1. Linear Valve Physics: The Force Balance Equation

For globe and gate valves, the actuator must generate sufficient Thrust to overcome four primary opposing forces. The static force balance equation at the seat (Closed position) is:

$$ F_{total} = F_{unbalance} + F_{packing} + F_{seat} + F_{extra} $$

• Unbalance Force ($F_{unbalance}$): The force exerted by the process fluid pressure acting on the valve plug area.
  For an unbalanced single-seated valve: $F_{unb} = Area_{seat} \times \Delta P_{shutoff}$.
  Flow Direction: In Flow-to-Open (FTO), fluid pressure assists opening and opposes closing. In Flow-to-Close (FTC), fluid pressure assists closing (suction effect) but opposes opening. Sizing is always done for the worst-case direction (opposing).
• Packing Friction ($F_{packing}$): Friction from the stem seal.
  PTFE (Teflon): Low friction (~50-100 lbs/inch stem dia).
  Graphite: High friction (~300-500 lbs/inch stem dia). Used for high-temperature service (>400°F).
  Fluid Factor: Slurries or viscous fluids can increase this friction by 50-100% due to stem coating.
• Seat Load ($F_{seat}$): The contact force required to deform the gasket/seat ring to achieve the specified leakage class (FCI 70-2).
  Class IV (Metal): Standard for control. Req ~50 lbs/linear inch of seat circumference.
  Class VI (Soft): Bubble-tight. Req ~30 lbs/inch but limited by temp.

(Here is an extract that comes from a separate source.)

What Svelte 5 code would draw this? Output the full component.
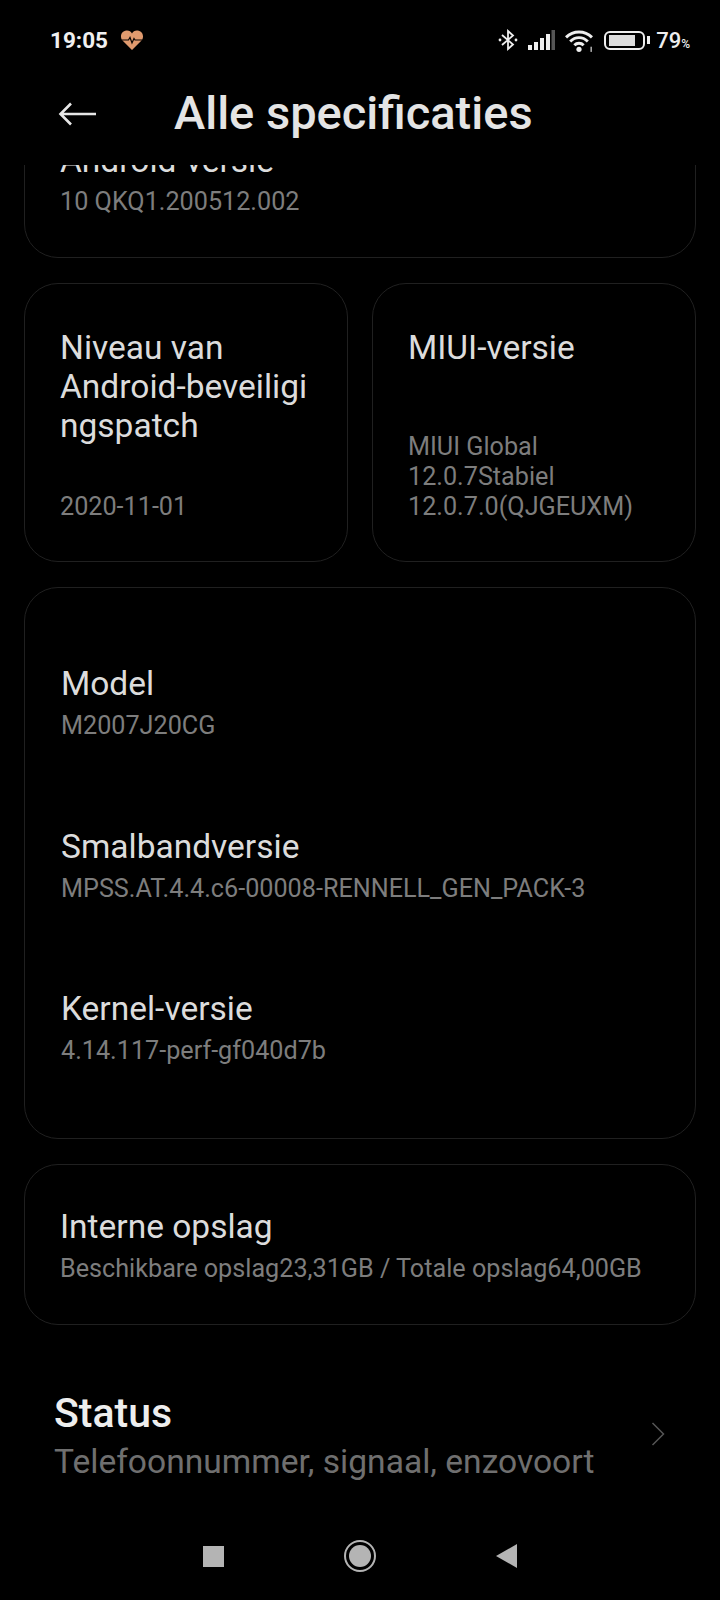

2. Rotary Valve Physics: Torque Dynamics

Quarter-turn valves (Ball, Butterfly, Plug) require Torque rather than thrust. The physics are more complex due to the geometry.

$$ T_{total} = T_{bearing} + T_{packing} + T_{seat} + T_{hydro} $$

• Bearing Torque ($T_{bearing}$): Friction in the shaft bearings caused by the pressure drop pushing the ball/disc against the downstream bearing.
  $T_{bearing} = F_{pressure\_load} \times R_{shaft} \times \mu_{bearing}$
  Where $F_{pressure\_load} \approx \Delta P \times Area_{projected}$.
• Seat Torque ($T_{seat}$): Friction between the ball/disc and the seat ring. This is highest at "Breakout" (closed position) and decreases once moving ("Run Torque").
  Floating Ball: High seat torque as line pressure pushes the entire ball into the downstream seat.
  Trunnion Ball: Lower seat torque as bearings take the pressure load.
• Hydrodynamic Torque ($T_{hydro}$): As fluid flows over a butterfly disc, it creates an airfoil lift effect that tries to close the valve. This dynamic torque peaks around 60-70 degrees open. Actuators must be sized to handle both the static breakout torque AND this dynamic running torque.

3. Actuator Mechanics: Bench Set vs. Supply

Bench Set: The range of pressure required to stroke the actuator spring with no valve forces applied (on the bench). For a 6-30 psi bench set:
- At 6 psi, the spring just begins to compress.
- At 30 psi, the spring is fully compressed.

For an Air-to-Open (Fail Closed) valve, the closing force is provided entirely by the spring.
Seating Force = Spring Preload = Min Bench Set × Diaphragm Area.
If you need more closing force, you need a higher minimum bench set (e.g., 10-30 instead of 6-30), which requires a stronger spring.

For an Air-to-Close (Fail Open) valve, the closing force is provided by Air Pressure fighting the Spring.
Seating Force = (Supply Pressure × Area) - (Max Bench Set × Area).
Ideally, Supply Pressure should be at least 5-10 psi higher than the Max Bench Set to ensure positive seating.

4. Fluid Service Factors

Standard calculations assume clean water/air. Real-world fluids behave differently.

• Clean Liquid/Gas (1.0): Baseline friction.
• Dry Gas/Steam (1.2): Lack of lubrication increases friction in metal bearings and graphite packing.
• Slurry/Paste (1.5 - 2.0): Particulates get embedded in soft seats and packing, drastically increasing torque and wear. High safety factors are mandatory.

5. Safety Margins & Sizing Criteria

Safety Factor (SF):
- Control Valves: Typically 1.3 (30% margin). This ensures smooth throttling without stick-slip.
- On/Off Valves: Typically 1.5 to 2.0. Since they sit static for long periods, "stiction" (static friction) build-up is significant.
- Emergency Shutdown (ESD): Often 2.0 to 3.0 to guarantee movement under fire/accident conditions.